Exercise description: Copy out each line of the material below that holds the string "components".

━━━━━━━━━━━━━━━━

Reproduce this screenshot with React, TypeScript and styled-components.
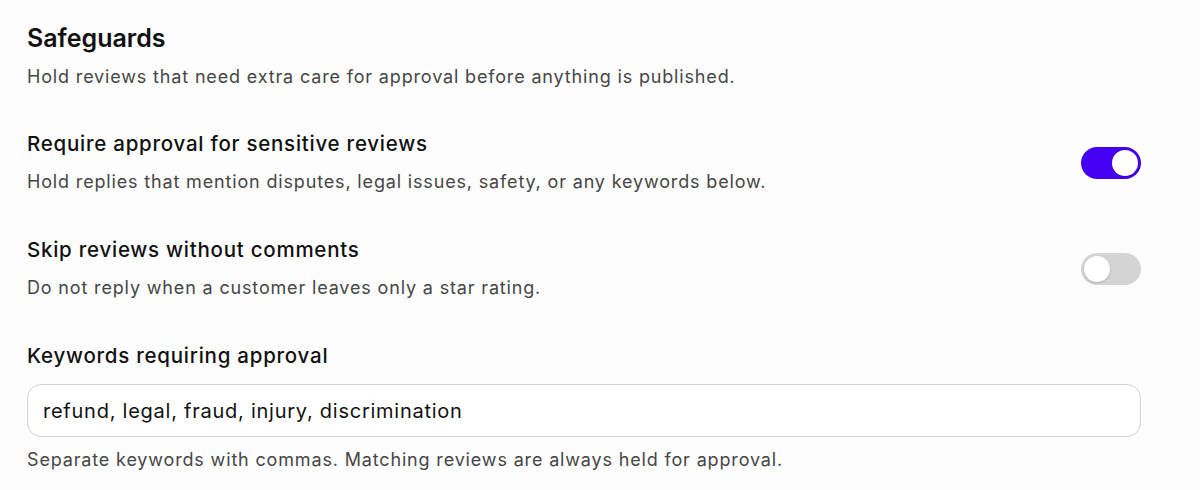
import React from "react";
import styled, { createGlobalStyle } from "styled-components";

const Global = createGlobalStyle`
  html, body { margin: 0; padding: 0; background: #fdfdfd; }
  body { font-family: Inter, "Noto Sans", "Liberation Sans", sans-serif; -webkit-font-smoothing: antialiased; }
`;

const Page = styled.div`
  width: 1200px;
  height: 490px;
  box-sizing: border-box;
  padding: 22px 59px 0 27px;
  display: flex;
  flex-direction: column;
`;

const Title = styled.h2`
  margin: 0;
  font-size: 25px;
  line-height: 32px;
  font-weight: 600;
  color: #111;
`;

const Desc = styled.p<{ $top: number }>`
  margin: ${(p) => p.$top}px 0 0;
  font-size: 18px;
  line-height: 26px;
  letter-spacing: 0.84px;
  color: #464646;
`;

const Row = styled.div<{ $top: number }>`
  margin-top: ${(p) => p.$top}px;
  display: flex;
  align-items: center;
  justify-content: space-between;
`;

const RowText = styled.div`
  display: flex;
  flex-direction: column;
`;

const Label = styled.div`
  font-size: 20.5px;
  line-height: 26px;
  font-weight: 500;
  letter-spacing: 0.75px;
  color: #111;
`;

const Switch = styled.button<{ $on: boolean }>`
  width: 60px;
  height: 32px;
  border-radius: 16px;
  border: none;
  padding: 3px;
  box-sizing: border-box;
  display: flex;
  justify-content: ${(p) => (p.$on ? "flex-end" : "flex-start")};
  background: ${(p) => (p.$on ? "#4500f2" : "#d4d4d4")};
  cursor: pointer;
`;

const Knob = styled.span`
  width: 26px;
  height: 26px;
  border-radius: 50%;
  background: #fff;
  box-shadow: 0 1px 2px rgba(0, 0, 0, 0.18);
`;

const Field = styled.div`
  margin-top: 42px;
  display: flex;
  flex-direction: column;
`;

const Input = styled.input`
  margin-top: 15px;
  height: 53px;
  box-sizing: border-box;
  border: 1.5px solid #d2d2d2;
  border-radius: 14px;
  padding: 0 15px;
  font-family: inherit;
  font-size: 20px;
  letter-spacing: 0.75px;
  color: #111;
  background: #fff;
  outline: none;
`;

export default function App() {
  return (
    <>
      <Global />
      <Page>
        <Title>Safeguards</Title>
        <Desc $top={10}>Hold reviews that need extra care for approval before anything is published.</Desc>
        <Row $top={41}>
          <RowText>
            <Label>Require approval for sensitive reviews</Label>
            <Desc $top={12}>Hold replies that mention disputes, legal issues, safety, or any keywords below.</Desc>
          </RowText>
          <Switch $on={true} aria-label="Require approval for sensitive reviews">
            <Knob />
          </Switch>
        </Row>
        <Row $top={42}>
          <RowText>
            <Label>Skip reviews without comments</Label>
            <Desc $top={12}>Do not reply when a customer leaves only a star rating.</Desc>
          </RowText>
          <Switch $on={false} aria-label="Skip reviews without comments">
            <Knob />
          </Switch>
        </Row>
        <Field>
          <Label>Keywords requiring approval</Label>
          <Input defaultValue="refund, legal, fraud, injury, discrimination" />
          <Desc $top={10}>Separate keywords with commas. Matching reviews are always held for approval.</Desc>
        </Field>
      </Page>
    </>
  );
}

━━━━━━━━━━━━━━━━

Result below:
Reproduce this screenshot with React, TypeScript and styled-components.
import styled, { createGlobalStyle } from "styled-components";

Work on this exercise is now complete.